The Fianna Fail / Progressive Democrat Government introduced the tax break in 1997. The legal device employed was to put nursing homes in the same category as industrial buildings through an amendment to the Taxes Consolidation Act 1997. Section 268(e) of that Act outlines that an industrial building or structure which qualifies for significant tax breaks by business investors ‘means a building or structure in use for the purpose of the intensive production of cattle, sheep, pigs, poultry or eggs in the course of a trade.’
A new paragraph (e) adds the ‘operation or management of a nursing home’ to the list. How cynically appropriate, since the result of this meant that there would be an intensification of the treatment of the aged as commercial products to be the subject for business tax breaks. Cattle, poultry or elderly human beings, what does it matter to investors looking for an ‘opportunity’!
Minister Reilly has been accused of a conflict of interest since his policy is to reduce the number of nursing home beds in the public sector and therefore, the claim is, that this increases the value of a private nursing home investment, such as his own, which may benefit from a greater demand for places.
The real conflict however is that a Minister should be involved in developing a private for profit nursing home policy in general at a time when the government of which he is a member is savagely cutting funding in the Health sector as part of the general austerity policy dictated by the Troika and following on from the decision to bail out bankers and speculators in the financial markets on the backs of the Irish people. There is growing pressure for privatisation of care for the elderly arising from the austerity agenda. A Minister who is involved in medicine and people care as a private business will hardly put up much resistance to this.
Three Irish billionaires are heavily involved in the private nursing home sector, although for now their business is located mostly in the United Kingdom. Financiers JP McManus, and Dermot Desmond, with stud farm owner John Magnier are the main players in Barchester Healthcare which has around 180 nursing homes.
In its annual results announced in mid 2011, Barchester recorded after tax profits of €35 million for the 2010 financial year. The directors statement included the following, ‘The business is supported by strong future demand based on the demographics of the UK population. The long term growth in the older population and rising affluence continue to offer opportunities for investment in the sector . . . despite the current economic situation.’
Reference to ‘rising affluence’ should raise eyebrows here since broad swathes of working class people in Britain are suffering acutely from the austerity agenda of the Tory/Liberal government. We do know that recent surveys of the very wealthy suggest strongly that those in the top economic echelons of society have increased their wealth considerably even while the majority struggle. Obviously nursing home care as a business seeking maximisation of profit will seek out those who can afford to pay for their keep against a background of cuts in public spending in Health care.

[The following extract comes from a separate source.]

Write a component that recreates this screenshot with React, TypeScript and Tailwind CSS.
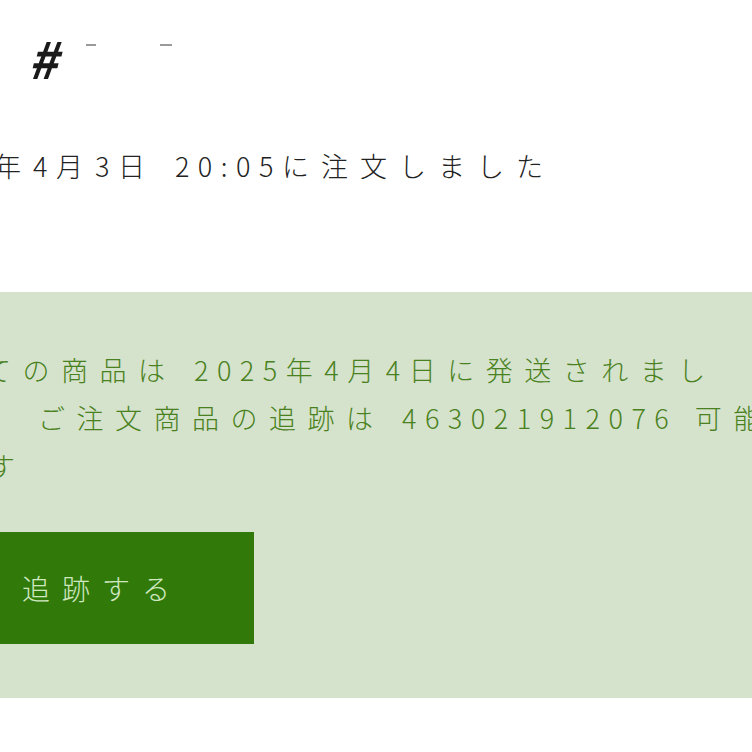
const jp = { fontFamily: '"Noto Sans CJK JP", "Noto Sans", sans-serif' };

function Num({ children }: { children: string }) {
    return <span className="tracking-[8.5px]">{children}</span>;
}

function OrderHeader() {
    return (
        <div className="h-[292px] bg-white">
            <div className="flex items-start pt-[32px] pl-[28px] h-[120px]">
                <span className="text-[50px] font-semibold text-[#1a1a1a] leading-none italic" style={jp}>#</span>
                <span className="mt-[12px] ml-[28px] w-[10px] h-[2px] bg-[#9a9a9a]" />
                <span className="mt-[12px] ml-[64px] w-[12px] h-[2px] bg-[#9a9a9a]" />
            </div>
            <div
                className="whitespace-nowrap -ml-[6px] mt-[22px] text-[27px] font-light tracking-[12px] text-[#222222] leading-[48px]"
                style={jp}
            >
                年<Num>4</Num>月<Num>3</Num>日 <Num>20:05</Num>に注文しました
            </div>
        </div>
    );
}

function ShippingNotice() {
    return (
        <div className="h-[406px] bg-[#d5e3cc] pt-[54px] overflow-hidden">
            <div className="text-[27px] font-light tracking-[11.5px] text-[#4a8120] leading-[48px]" style={jp}>
                <div className="whitespace-nowrap -ml-[16px]">
                    ての商品は <Num>2025</Num>年<Num>4</Num>月<Num>4</Num>日に発送されまし
                </div>
                <div className="whitespace-nowrap ml-[38px]">
                    ご注文商品の追跡は <Num>463021912076</Num> 可能で
                </div>
                <div className="whitespace-nowrap -ml-[12px]">す</div>
            </div>
            <button
                className="mt-[42px] w-[254px] h-[112px] bg-[#317a0a] text-left pl-[22px] text-[28px] font-light tracking-[12px] text-[#cfe8c0]"
                style={jp}
            >
                追跡する
            </button>
        </div>
    );
}

export default function App() {
    return (
        <div className="w-[752px] h-[752px] overflow-hidden bg-white">
            <OrderHeader />
            <ShippingNotice />
        </div>
    );
}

The Unison trade union which organises health workers in Britain and in the North very recently published a report on major problems following from whole sale privatisation in the nursing home service. They point out how major private nursing home chains were floated on stock markets and for a period in the years 2000 realised massive speculative gains. With the collapse of property prices these chains have collapsed massively in value and there is now a real threat of collapse in some cases.
It is shameful that care for our elderly should now be widely exploited as a profit making concern. This and the need for a comprehensive, publicly funded, elderly care system should be the subject of the broadest debate in society and in the media and political arenas rather than the superficial commentary that so far ensued as to whether it is appropriate that a government Minister should find his name among a record of people who owe money as a result of business squabbles that finish up in court.